You don’t have to go very far before you find someone who has experienced the death of a coworker. For our teams, sometimes that death can be extremely close and sometimes only a small ripple away. When employees look to HR for their leadership and ask for appropriate responses to a team loss, often HR’s efforts result in policies and procedures.
Some organizations are aware of the need for more and will call in a grief counselor for a couple of hours to discuss as a group. Other organizations give extra time off to those who were close. But rarely do we have open discussions in a timely manner.
No one knows what to do with grief because grief is not something we can solve.
“At least you had time to say goodbye..”
“I know exactly what you are going through…”
“Don’t worry, you’ll get over it soon…”
“You’re young! You can fall in love again!”
So, how can we honour not only the person who died but also the grief of those who worked with them? How do we bring compassion, understanding or frankly humanness to the people we are responsible for when we are not fully sure of what grief is in the first place?
Grief is a Skill
Being able to intentionally set some time aside for self-awareness in your team’s days is a great way to reflect on what skills we are learning. Moments of pause before or after meetings, breaking up routines to allow for personal time. Walking meetings, 10-minute breathers after team meetings. Asking the team to each take time and reflect on what they will miss the most. Being open with the loss.
“To this day, we still quote her and it brings a certain calmness to the room. It brings a sense of camaraderie. A knowing that as a team, we can do hard things. We still shed a tear for her loss, but we do it together. We have learned that this isn’t something we have to hold until our off time, we can learn to heal together.” teammate
And it will. Every grief is different. The 5 stages of grief were never meant to be in order or separate. In fact, they can happen all at the same time. You will have those that will compare experiences, over-reactors, under-reactors, and without question, a very large group of people who will pretend it never happened.
Grief shows up in so many different ways. Random outbursts, protective comments or behaviours, abruptness. It’s in these moments that our teams really need to practice regulation and forgiveness. Thankfully, with the growth of self-awareness and regulation, the conversations in these moments become easier, more intentional and the trust in your team is richer for it.
When I came back to work after my friend’s death, I incorporated 15-minute breathers after meetings for the whole team (I just made meetings 15 mins longer and kept watch of time). It was these breathers that gave us time to level set and ultimately be fully present for the next meeting. Some would take the time to be alone, others would grab a coffee and two teammates started taking a walk around the block with one rule…no work discussions.
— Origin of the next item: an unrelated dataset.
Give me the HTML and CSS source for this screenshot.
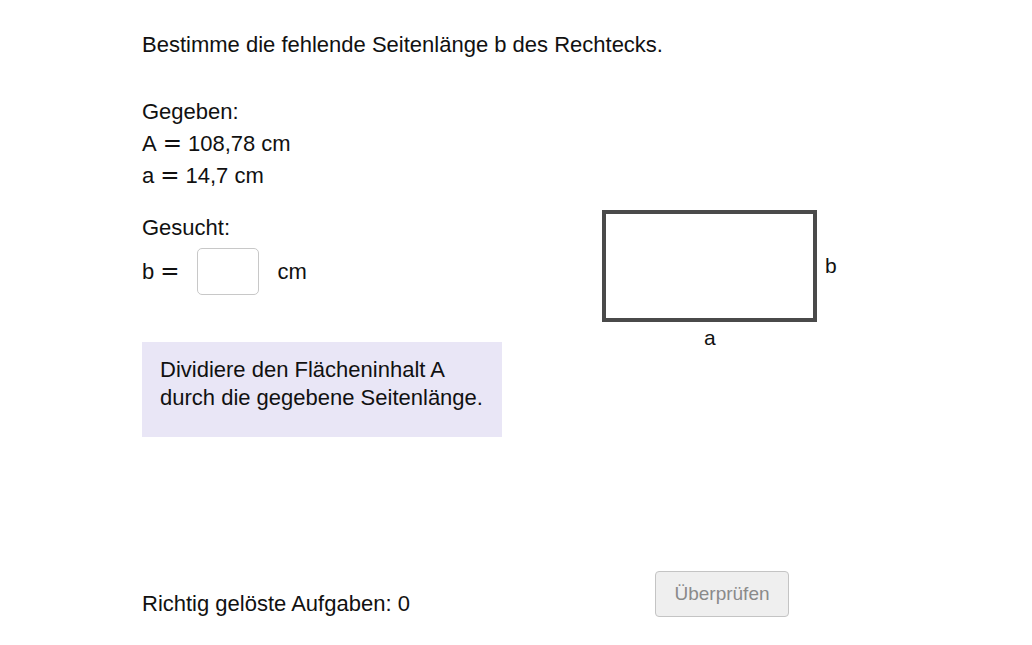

As teams fill the gaps or we hire into a role, we really need to be aware of the dynamics in which we do this. There will be a lot of legacy type conversations. There will be confusion. Do we stick to the course, do we switch it up? Can we hire someone exactly the same?
It’s a time for leadership to step in and open the floor to possibilities. This works for some and not for others and in all honesty, there is no silver bullet here. It can be a combination of things though.
A reshuffle of the department, where everyone is taking on something slightly new and the new hire has a slightly different role. A torch that is passed so the new person is included in the legacy and a team commitment is made to honour them, their ideas and to not compare them.
The project could also change slightly and then be shared across the team.
A medical clinic team of 25 was struck with the horrible news that their “office mom” was tragically killed crossing the street. The loss of their matriarch was devastating. This office decided not to hire another Matriarch for one year. It was a conscious decision. They spread the work across the team, hired an office assistant. They set up a tiny corner of the kitchen that was in honour of her and reminisced of the snacks and lunches she would make them. One year later, they put aside the idea they needed another Matriarch and that having everyone carrying a piece of her responsibility was too important in their lives to give up.
It takes courage to open conversations with those who are bereaved, it takes a sense of vulnerability to sit in a room quietly and support. It takes respect and trust to be able to ensure that each struggle is important and that these struggles can be carried by everyone.